I have been think about this lately and know there are lots of people that get a dog on a sale site and know nothing about it.  They throw it out in the pasture with sheep or chickens thinking all will be well only to return later and either the dog is hiding in the corner of the barn, or has attacked and killed everything it could catch.  I know there are those that turn out wonderful no doubt about it.

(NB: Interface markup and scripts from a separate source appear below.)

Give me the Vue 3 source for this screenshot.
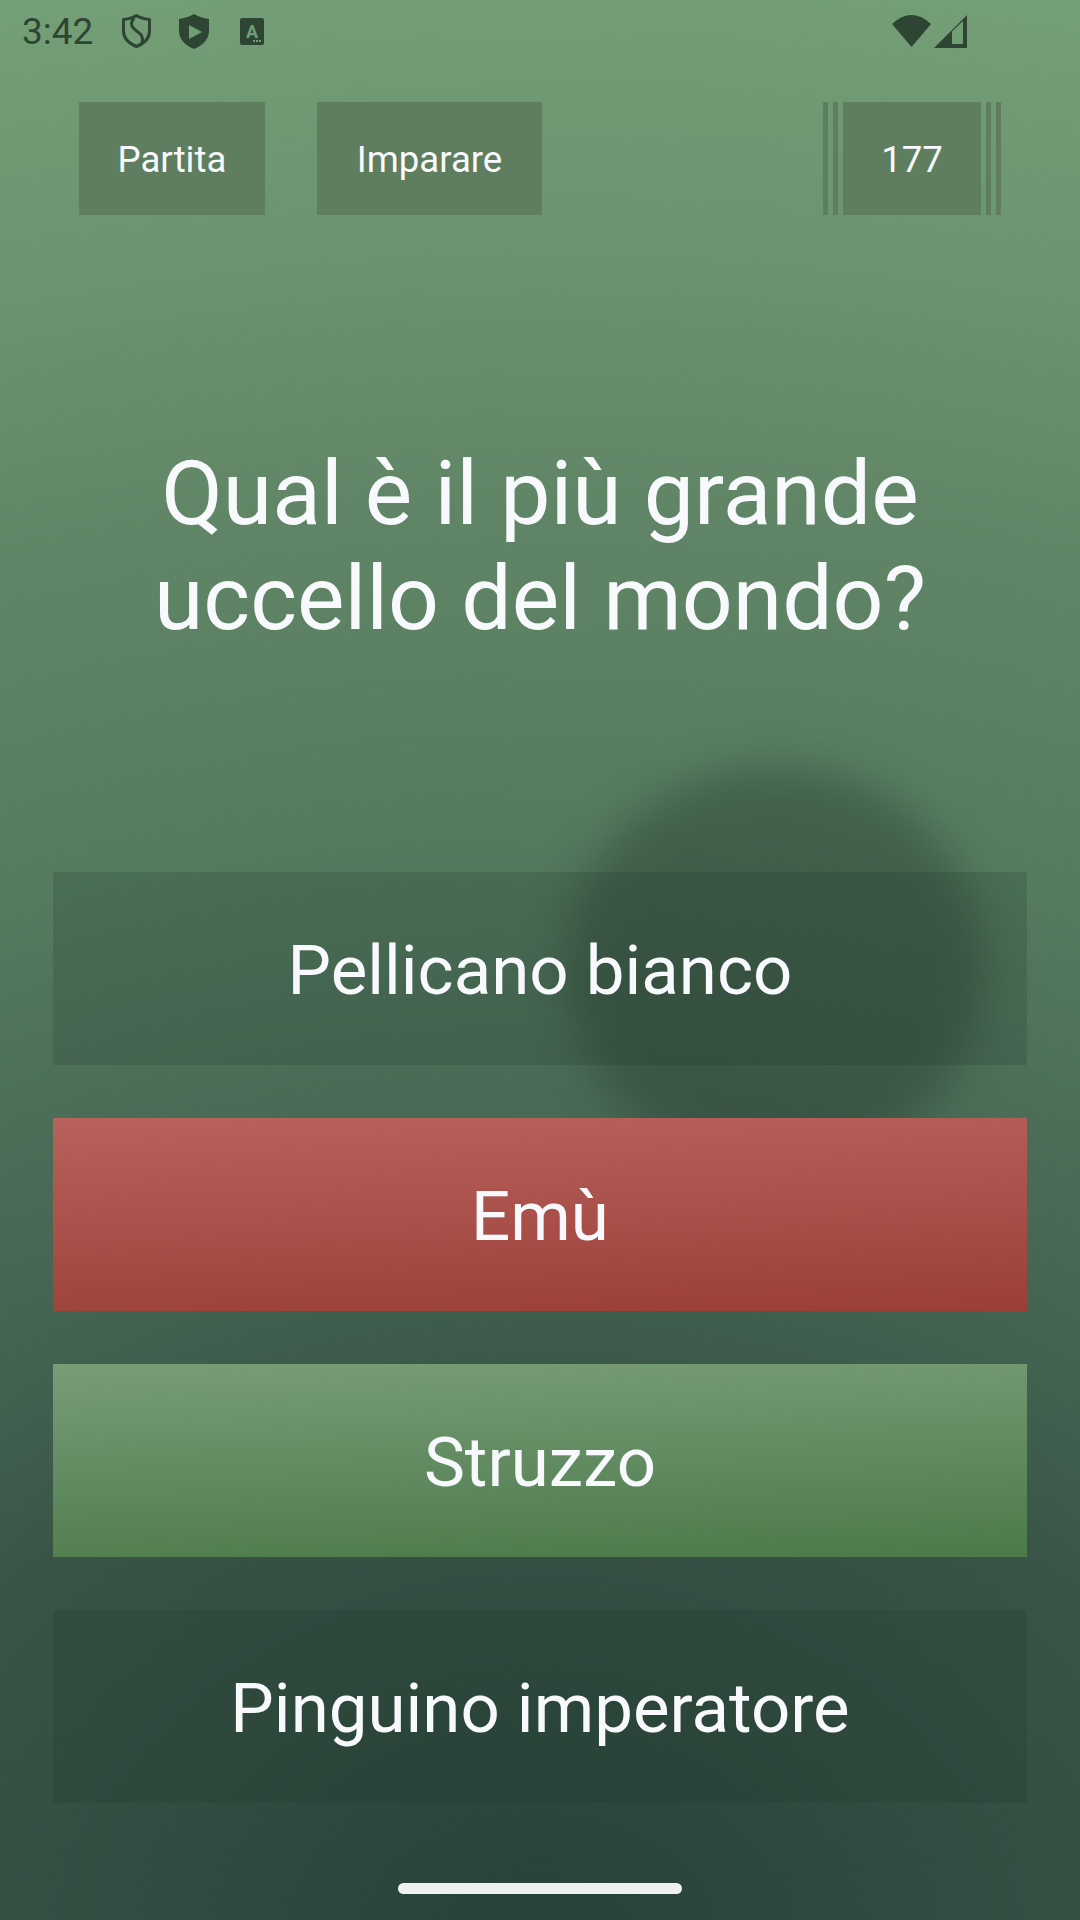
<script setup>
const answers = [
  { text: 'Pellicano bianco', kind: 'plain', ripple: true },
  { text: 'Emù', kind: 'wrong' },
  { text: 'Struzzo', kind: 'right' },
  { text: 'Pinguino imperatore', kind: 'plain' },
]
</script>

<template>
  <div class="screen">
    <header class="status">
      <div class="status-left">
        <span class="clock">3:42</span>
        <svg class="ic shield-s" viewBox="0 0 29 34" width="29" height="34">
          <path d="M14.500 1.500 C18 4 23 5 27.500 5.500 V17 C27.500 24 22 29.500 14.500 32.500 C7 29.500 1.500 24 1.500 17 V5.500 C6 5 11 4 14.500 1.500 Z" fill="none" stroke="#2f4534" stroke-width="3" stroke-linejoin="round"/>
          <path d="M12 4 C8 9 9 13 14 16.500 C20 20.500 22 24 19.500 30" fill="none" stroke="#2f4534" stroke-width="3"/>
        </svg>
        <svg class="ic shield-p" viewBox="0 0 30 35" width="30" height="35">
          <path fill-rule="evenodd" d="M15 0 C19 2.500 25 4.500 30 5 V17 C30 25 24 31.500 15 35 C6 31.500 0 25 0 17 V5 C5 4.500 11 2.500 15 0 Z M10 11 V25 L23 18 Z" fill="#2f4534"/>
        </svg>
        <svg class="ic a-box" viewBox="0 0 24 27" width="24" height="27">
          <rect width="24" height="27" rx="2" fill="#2f4534"/>
          <text x="12" y="20" text-anchor="middle" class="a-letter">A</text>
          <rect x="13" y="22" width="2" height="2" fill="#72a076"/>
          <rect x="16" y="22" width="2" height="2" fill="#72a076"/>
          <rect x="19" y="22" width="2" height="2" fill="#72a076"/>
        </svg>
      </div>
      <div class="status-right">
        <svg viewBox="0 0 39 32" width="39" height="32">
          <path d="M0 9 Q19.500 -9 39 9 L19.500 32 Z" fill="#2f4534"/>
        </svg>
        <svg viewBox="0 0 33 33" width="33" height="33">
          <path fill-rule="evenodd" d="M33 0 V33 H0 Z M29 6 L18 16.500 V29 H29 Z" fill="#2f4534"/>
        </svg>
      </div>
    </header>

    <nav class="topbar">
      <button class="tab partita">Partita</button>
      <button class="tab imparare">Imparare</button>
      <div class="score">
        <i class="stripe"></i><i class="stripe"></i>
        <span class="score-main">177</span>
        <i class="stripe"></i><i class="stripe"></i>
      </div>
    </nav>

    <h1 class="question">Qual è il più grande<br>uccello del mondo?</h1>

    <section class="answers">
      <button v-for="a in answers" :key="a.text" class="answer" :class="a.kind">
        <span v-if="a.ripple" class="ripple"></span>
        <span class="label">{{ a.text }}</span>
      </button>
    </section>

    <div class="home"></div>
  </div>
</template>

<style>
html, body { margin: 0; padding: 0; }
</style>

<style scoped>
.screen {
  width: 1080px;
  height: 1920px;
  box-sizing: border-box;
  overflow: hidden;
  display: flex;
  flex-direction: column;
  font-family: Roboto, "Liberation Sans", sans-serif;
  color: #f8f9fc;
  background: radial-gradient(ellipse 2600px 2000px at 540px 1950px,
    #28423a 0%, #2a453b 5.500%, #3a5547 27.500%, #426250 35%, #4c6e57 46%,
    #567c5f 57.500%, #608566 72%, #6a9370 85%, #729d75 97.500%, #76a278 100%);
}
.status {
  height: 62px;
  padding: 0 0 0 22px;
  display: flex;
  align-items: center;
  justify-content: space-between;
  color: #2f4534;
}
.status-left { display: flex; align-items: center; }
.clock { font-size: 37px; width: 100px; color: #2f4534; }
.ic { display: block; }
.shield-p { margin-left: 28px; }
.a-box { margin-left: 31px; }
.a-letter {
  font: 700 18px Roboto, sans-serif;
  fill: #72a076;
}
.status-right {
  display: flex;
  align-items: center;
  gap: 3px;
  padding-right: 113px;
}
.topbar {
  margin-top: 40px;
  height: 113px;
  padding: 0 79px;
  display: flex;
}
.tab {
  border: 0;
  padding: 2px 0 0;
  margin: 0;
  background: #5e7e5f;
  color: #f8f9fc;
  font: 400 36.600px Roboto, sans-serif;
}
.partita { width: 186px; }
.imparare { width: 225px; margin-left: 52px; }
.score {
  margin-left: auto;
  display: flex;
  gap: 5px;
  width: 178px;
}
.stripe { width: 5px; background: #5e7e5f; }
.score-main {
  width: 138px;
  padding-top: 2px;
  box-sizing: border-box;
  background: #5e7e5f;
  display: flex;
  align-items: center;
  justify-content: center;
  font-size: 36.600px;
}
.question {
  margin: 226px 0 0;
  font-weight: 400;
  font-size: 89.500px;
  line-height: 105px;
  text-align: center;
  color: #f8f9fc;
}
.answers {
  margin-top: 221px;
  padding: 0 53px;
  display: flex;
  flex-direction: column;
  gap: 53px;
}
.answer {
  position: relative;
  height: 193px;
  padding: 3px 0 0;
  border: 0;
  color: #f8f9fc;
  font: 400 69px Roboto, sans-serif;
  background: rgba(30, 50, 40, 0.18);
}
.label { position: relative; }
.ripple {
  position: absolute;
  left: 512px;
  top: -106px;
  width: 420px;
  height: 404px;
  border-radius: 50%;
  background: rgba(30, 45, 35, 0.34);
  filter: blur(22px);
}
.wrong { background: linear-gradient(178deg, #b8625b, #993f38); }
.right { background: linear-gradient(178deg, #789c78, #4c7a4a); }
.home {
  margin: 80px auto 0;
  width: 284px;
  height: 11px;
  border-radius: 5.500px;
  background: #eef1ef;
}
</style>
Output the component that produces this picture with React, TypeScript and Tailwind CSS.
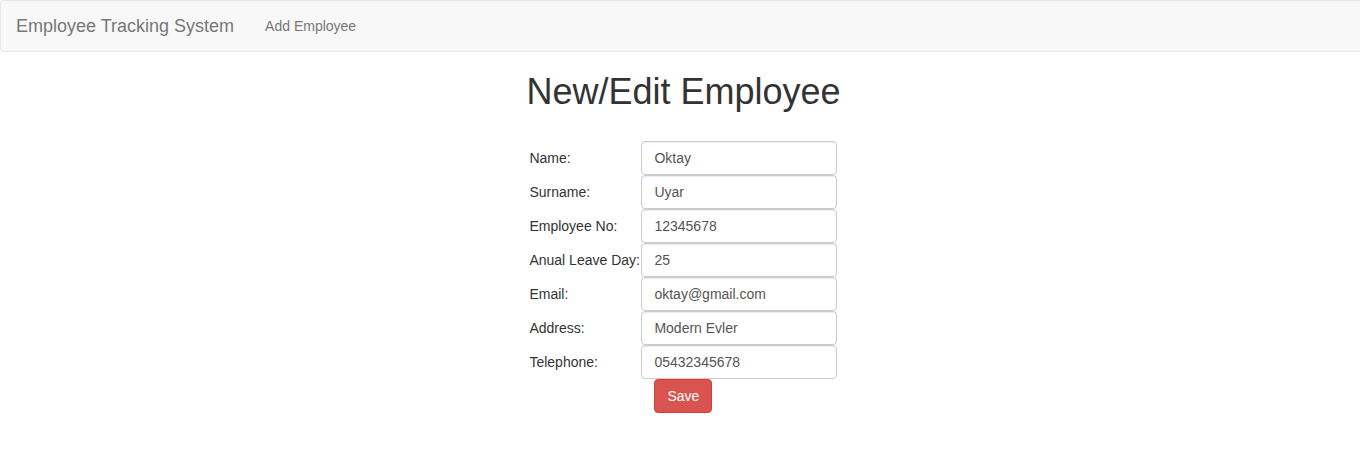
import React from "react";

const rows: [string, string][] = [
  ["Name:", "Oktay"],
  ["Surname:", "Uyar"],
  ["Employee No:", "12345678"],
  ["Anual Leave Day:", "25"],
  ["Email:", "oktay@gmail.com"],
  ["Address:", "Modern Evler"],
  ["Telephone:", "05432345678"],
];

export default function App() {
  return (
    <div
      className="min-h-[470px] bg-white text-[14px] leading-[20px] text-[#333]"
      style={{ fontFamily: '"Liberation Sans", Arial, sans-serif' }}
    >
      <nav className="flex h-[52px] items-center rounded-l-[4px] border border-r-0 border-[#e7e7e7] bg-[#f8f8f8]">
        <span className="px-[15px] text-[18px] leading-[20px] text-[#777]">Employee Tracking System</span>
        <span className="ml-[1px] px-[15px] text-[14px] leading-[20px] text-[#777]">Add Employee</span>
      </nav>
      <div className="flex justify-center pl-[7px]">
        <div className="flex flex-col items-center">
          <h1 className="mt-[20px] mb-[29px] text-[36px] leading-[40px] font-normal text-[#333]">New/Edit Employee</h1>
          <div className="flex flex-col self-stretch pl-[3px]">
            {rows.map(([label, value]) => (
              <div key={label} className="flex h-[34px] items-center">
                <span className="w-[112px] shrink-0 whitespace-nowrap text-[#333]">{label}</span>
                <input
                  readOnly
                  value={value}
                  className="h-[34px] w-[196px] rounded-[4px] border border-[#ccc] bg-white px-[12px] py-[6px] text-[14px] text-[#555] shadow-[inset_0_1px_1px_rgba(0,0,0,0.075)] outline-none"
                  style={{ fontFamily: '"Liberation Sans", Arial, sans-serif' }}
                />
              </div>
            ))}
            <div className="flex">
              <div className="w-[125px] shrink-0" />
              <button className="h-[34px] rounded-[4px] border border-[#d43f3a] bg-[#d9534f] px-[12px] text-[14px] leading-[20px] text-white">
                Save
              </button>
            </div>
          </div>
        </div>
      </div>
    </div>
  );
}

I just curious what you look for when trying to decide which dog fits your needs.  We have a wonderful guardian that we've have for several years.  I went to the farm where he was working, watched him interact with the livestock etc. so I knew what to expect.  But unfortunately, there are those that do not.
Thanks for any input!


----------



## Latestarter (Mar 1, 2017)

I think you pretty much covered it in your final para... It would be best in the case of an adult dog to go to the owner's and watch the dog and see what you'll be purchasing. This could also work with a younger animal that has been in a "working" environment. I don't see how you'd be able to do this with a puppy, but you could get some idea from seeing the parent stock perform and if the parents are successful LGDs, the longer you can leave the pup with the parents, to learn from them, the better off your potential LGD will be. Keep in mind that YOU will still need to train to the job you intend for the animal once you bring it home, regardless. I'm of a mind that the pup shouldn't be removed from the (working) parents until at least 12 weeks and 16 would be even better.


----------



## BrendaMNgri (Mar 2, 2017)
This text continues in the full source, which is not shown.